__Set exercise__. Carry none of the pictures over; set down the material below exactly.

__Entries__.
>>

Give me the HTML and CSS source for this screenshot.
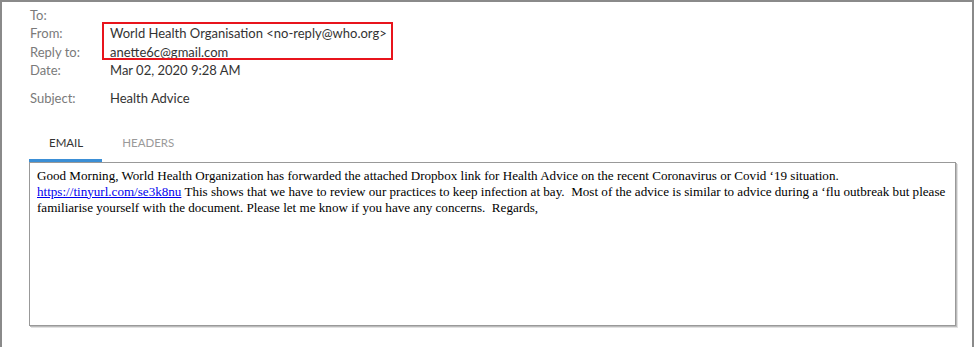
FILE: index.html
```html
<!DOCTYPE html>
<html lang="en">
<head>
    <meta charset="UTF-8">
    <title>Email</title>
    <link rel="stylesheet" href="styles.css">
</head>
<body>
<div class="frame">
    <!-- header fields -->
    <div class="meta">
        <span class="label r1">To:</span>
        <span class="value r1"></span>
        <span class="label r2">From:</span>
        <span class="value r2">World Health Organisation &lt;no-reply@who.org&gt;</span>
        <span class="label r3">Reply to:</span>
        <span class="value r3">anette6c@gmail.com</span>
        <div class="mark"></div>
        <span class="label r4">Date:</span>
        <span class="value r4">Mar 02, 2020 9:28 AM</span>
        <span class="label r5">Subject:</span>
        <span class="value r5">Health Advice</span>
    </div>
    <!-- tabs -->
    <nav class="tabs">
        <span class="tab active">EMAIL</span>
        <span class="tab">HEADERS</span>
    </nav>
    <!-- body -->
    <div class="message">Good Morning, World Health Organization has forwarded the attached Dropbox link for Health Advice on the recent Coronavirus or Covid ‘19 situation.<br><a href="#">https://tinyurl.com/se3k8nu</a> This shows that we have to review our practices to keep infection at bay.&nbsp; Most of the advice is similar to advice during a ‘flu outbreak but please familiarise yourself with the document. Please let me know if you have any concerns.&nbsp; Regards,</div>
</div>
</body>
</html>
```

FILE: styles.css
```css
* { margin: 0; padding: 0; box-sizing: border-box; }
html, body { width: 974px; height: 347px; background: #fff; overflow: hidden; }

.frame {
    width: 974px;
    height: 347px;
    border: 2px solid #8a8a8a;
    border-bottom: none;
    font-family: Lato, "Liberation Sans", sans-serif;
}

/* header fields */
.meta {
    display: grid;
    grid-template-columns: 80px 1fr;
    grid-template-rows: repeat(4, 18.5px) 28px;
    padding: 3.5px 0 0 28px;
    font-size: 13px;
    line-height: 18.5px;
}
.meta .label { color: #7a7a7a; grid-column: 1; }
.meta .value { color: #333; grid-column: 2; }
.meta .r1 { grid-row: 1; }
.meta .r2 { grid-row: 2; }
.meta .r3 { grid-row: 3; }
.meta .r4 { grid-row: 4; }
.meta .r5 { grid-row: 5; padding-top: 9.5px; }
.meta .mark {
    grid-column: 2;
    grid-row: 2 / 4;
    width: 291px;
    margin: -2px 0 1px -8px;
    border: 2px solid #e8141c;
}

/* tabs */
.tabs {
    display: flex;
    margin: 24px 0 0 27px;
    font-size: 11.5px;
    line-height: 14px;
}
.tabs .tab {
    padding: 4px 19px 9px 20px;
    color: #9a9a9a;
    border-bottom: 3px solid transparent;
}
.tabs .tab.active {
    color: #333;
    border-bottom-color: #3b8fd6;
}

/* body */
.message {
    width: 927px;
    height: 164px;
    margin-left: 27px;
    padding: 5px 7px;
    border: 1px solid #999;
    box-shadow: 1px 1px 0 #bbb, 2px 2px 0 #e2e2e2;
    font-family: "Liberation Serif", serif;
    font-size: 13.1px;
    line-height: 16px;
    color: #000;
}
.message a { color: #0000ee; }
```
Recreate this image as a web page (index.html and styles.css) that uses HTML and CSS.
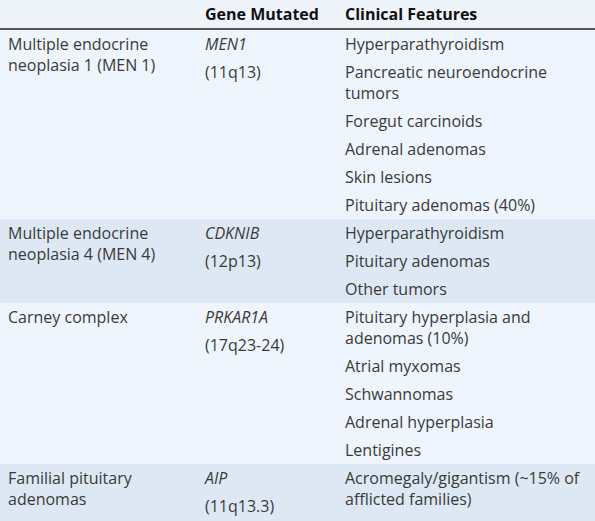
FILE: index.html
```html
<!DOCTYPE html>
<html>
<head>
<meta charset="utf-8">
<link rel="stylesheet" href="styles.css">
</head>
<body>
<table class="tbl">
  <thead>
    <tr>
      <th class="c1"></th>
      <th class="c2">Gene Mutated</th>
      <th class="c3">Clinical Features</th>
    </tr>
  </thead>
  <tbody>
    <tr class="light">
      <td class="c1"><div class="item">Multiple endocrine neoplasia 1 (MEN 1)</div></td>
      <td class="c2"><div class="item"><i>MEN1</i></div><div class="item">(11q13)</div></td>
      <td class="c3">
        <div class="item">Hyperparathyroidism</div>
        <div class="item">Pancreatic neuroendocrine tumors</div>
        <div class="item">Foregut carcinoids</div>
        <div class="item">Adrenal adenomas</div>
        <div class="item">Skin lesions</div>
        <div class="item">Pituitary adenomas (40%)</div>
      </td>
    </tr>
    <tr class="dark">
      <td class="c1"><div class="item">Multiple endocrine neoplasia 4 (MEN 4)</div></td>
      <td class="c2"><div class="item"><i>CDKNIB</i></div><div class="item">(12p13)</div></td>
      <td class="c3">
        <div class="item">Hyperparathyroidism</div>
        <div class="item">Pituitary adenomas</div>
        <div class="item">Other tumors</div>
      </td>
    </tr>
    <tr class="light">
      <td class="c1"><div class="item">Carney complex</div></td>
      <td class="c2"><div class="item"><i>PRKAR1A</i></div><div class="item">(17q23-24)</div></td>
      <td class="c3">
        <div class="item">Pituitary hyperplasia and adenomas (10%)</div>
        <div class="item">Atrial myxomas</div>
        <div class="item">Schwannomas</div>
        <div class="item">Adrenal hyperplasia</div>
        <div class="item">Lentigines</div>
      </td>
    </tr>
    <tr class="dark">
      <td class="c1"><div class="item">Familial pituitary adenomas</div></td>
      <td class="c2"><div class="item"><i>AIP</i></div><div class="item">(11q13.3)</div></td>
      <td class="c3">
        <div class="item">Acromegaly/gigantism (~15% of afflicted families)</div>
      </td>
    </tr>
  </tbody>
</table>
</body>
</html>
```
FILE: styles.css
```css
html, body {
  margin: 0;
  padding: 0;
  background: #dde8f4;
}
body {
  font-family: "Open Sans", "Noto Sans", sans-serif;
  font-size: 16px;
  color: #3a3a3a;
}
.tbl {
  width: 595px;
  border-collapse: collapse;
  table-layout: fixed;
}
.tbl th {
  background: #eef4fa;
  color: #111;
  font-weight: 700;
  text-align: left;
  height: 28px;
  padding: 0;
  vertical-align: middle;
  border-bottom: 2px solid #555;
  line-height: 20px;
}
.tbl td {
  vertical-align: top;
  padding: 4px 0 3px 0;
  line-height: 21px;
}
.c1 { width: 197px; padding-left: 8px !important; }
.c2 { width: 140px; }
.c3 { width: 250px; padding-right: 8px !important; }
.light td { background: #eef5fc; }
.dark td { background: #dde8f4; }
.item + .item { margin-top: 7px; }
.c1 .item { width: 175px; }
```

<<

__Solution for this task__.
Give me the HTML and CSS source for this screenshot.
FILE: index.html
```html
<!DOCTYPE html>
<html lang="en">
<head>
    <meta charset="UTF-8">
    <title>Email</title>
    <link rel="stylesheet" href="styles.css">
</head>
<body>
<div class="frame">
    <!-- header fields -->
    <div class="meta">
        <span class="label r1">To:</span>
        <span class="value r1"></span>
        <span class="label r2">From:</span>
        <span class="value r2">World Health Organisation &lt;no-reply@who.org&gt;</span>
        <span class="label r3">Reply to:</span>
        <span class="value r3">anette6c@gmail.com</span>
        <div class="mark"></div>
        <span class="label r4">Date:</span>
        <span class="value r4">Mar 02, 2020 9:28 AM</span>
        <span class="label r5">Subject:</span>
        <span class="value r5">Health Advice</span>
    </div>
    <!-- tabs -->
    <nav class="tabs">
        <span class="tab active">EMAIL</span>
        <span class="tab">HEADERS</span>
    </nav>
    <!-- body -->
    <div class="message">Good Morning, World Health Organization has forwarded the attached Dropbox link for Health Advice on the recent Coronavirus or Covid ‘19 situation.<br><a href="#">https://tinyurl.com/se3k8nu</a> This shows that we have to review our practices to keep infection at bay.&nbsp; Most of the advice is similar to advice during a ‘flu outbreak but please familiarise yourself with the document. Please let me know if you have any concerns.&nbsp; Regards,</div>
</div>
</body>
</html>
```

FILE: styles.css
```css
* { margin: 0; padding: 0; box-sizing: border-box; }
html, body { width: 974px; height: 347px; background: #fff; overflow: hidden; }

.frame {
    width: 974px;
    height: 347px;
    border: 2px solid #8a8a8a;
    border-bottom: none;
    font-family: Lato, "Liberation Sans", sans-serif;
}

/* header fields */
.meta {
    display: grid;
    grid-template-columns: 80px 1fr;
    grid-template-rows: repeat(4, 18.5px) 28px;
    padding: 3.5px 0 0 28px;
    font-size: 13px;
    line-height: 18.5px;
}
.meta .label { color: #7a7a7a; grid-column: 1; }
.meta .value { color: #333; grid-column: 2; }
.meta .r1 { grid-row: 1; }
.meta .r2 { grid-row: 2; }
.meta .r3 { grid-row: 3; }
.meta .r4 { grid-row: 4; }
.meta .r5 { grid-row: 5; padding-top: 9.5px; }
.meta .mark {
    grid-column: 2;
    grid-row: 2 / 4;
    width: 291px;
    margin: -2px 0 1px -8px;
    border: 2px solid #e8141c;
}

/* tabs */
.tabs {
    display: flex;
    margin: 24px 0 0 27px;
    font-size: 11.5px;
    line-height: 14px;
}
.tabs .tab {
    padding: 4px 19px 9px 20px;
    color: #9a9a9a;
    border-bottom: 3px solid transparent;
}
.tabs .tab.active {
    color: #333;
    border-bottom-color: #3b8fd6;
}

/* body */
.message {
    width: 927px;
    height: 164px;
    margin-left: 27px;
    padding: 5px 7px;
    border: 1px solid #999;
    box-shadow: 1px 1px 0 #bbb, 2px 2px 0 #e2e2e2;
    font-family: "Liberation Serif", serif;
    font-size: 13.1px;
    line-height: 16px;
    color: #000;
}
.message a { color: #0000ee; }
```
Recreate this image as a web page (index.html and styles.css) that uses HTML and CSS.
FILE: index.html
```html
<!DOCTYPE html>
<html>
<head>
<meta charset="utf-8">
<link rel="stylesheet" href="styles.css">
</head>
<body>
<table class="tbl">
  <thead>
    <tr>
      <th class="c1"></th>
      <th class="c2">Gene Mutated</th>
      <th class="c3">Clinical Features</th>
    </tr>
  </thead>
  <tbody>
    <tr class="light">
      <td class="c1"><div class="item">Multiple endocrine neoplasia 1 (MEN 1)</div></td>
      <td class="c2"><div class="item"><i>MEN1</i></div><div class="item">(11q13)</div></td>
      <td class="c3">
        <div class="item">Hyperparathyroidism</div>
        <div class="item">Pancreatic neuroendocrine tumors</div>
        <div class="item">Foregut carcinoids</div>
        <div class="item">Adrenal adenomas</div>
        <div class="item">Skin lesions</div>
        <div class="item">Pituitary adenomas (40%)</div>
      </td>
    </tr>
    <tr class="dark">
      <td class="c1"><div class="item">Multiple endocrine neoplasia 4 (MEN 4)</div></td>
      <td class="c2"><div class="item"><i>CDKNIB</i></div><div class="item">(12p13)</div></td>
      <td class="c3">
        <div class="item">Hyperparathyroidism</div>
        <div class="item">Pituitary adenomas</div>
        <div class="item">Other tumors</div>
      </td>
    </tr>
    <tr class="light">
      <td class="c1"><div class="item">Carney complex</div></td>
      <td class="c2"><div class="item"><i>PRKAR1A</i></div><div class="item">(17q23-24)</div></td>
      <td class="c3">
        <div class="item">Pituitary hyperplasia and adenomas (10%)</div>
        <div class="item">Atrial myxomas</div>
        <div class="item">Schwannomas</div>
        <div class="item">Adrenal hyperplasia</div>
        <div class="item">Lentigines</div>
      </td>
    </tr>
    <tr class="dark">
      <td class="c1"><div class="item">Familial pituitary adenomas</div></td>
      <td class="c2"><div class="item"><i>AIP</i></div><div class="item">(11q13.3)</div></td>
      <td class="c3">
        <div class="item">Acromegaly/gigantism (~15% of afflicted families)</div>
      </td>
    </tr>
  </tbody>
</table>
</body>
</html>
```
FILE: styles.css
```css
html, body {
  margin: 0;
  padding: 0;
  background: #dde8f4;
}
body {
  font-family: "Open Sans", "Noto Sans", sans-serif;
  font-size: 16px;
  color: #3a3a3a;
}
.tbl {
  width: 595px;
  border-collapse: collapse;
  table-layout: fixed;
}
.tbl th {
  background: #eef4fa;
  color: #111;
  font-weight: 700;
  text-align: left;
  height: 28px;
  padding: 0;
  vertical-align: middle;
  border-bottom: 2px solid #555;
  line-height: 20px;
}
.tbl td {
  vertical-align: top;
  padding: 4px 0 3px 0;
  line-height: 21px;
}
.c1 { width: 197px; padding-left: 8px !important; }
.c2 { width: 140px; }
.c3 { width: 250px; padding-right: 8px !important; }
.light td { background: #eef5fc; }
.dark td { background: #dde8f4; }
.item + .item { margin-top: 7px; }
.c1 .item { width: 175px; }
```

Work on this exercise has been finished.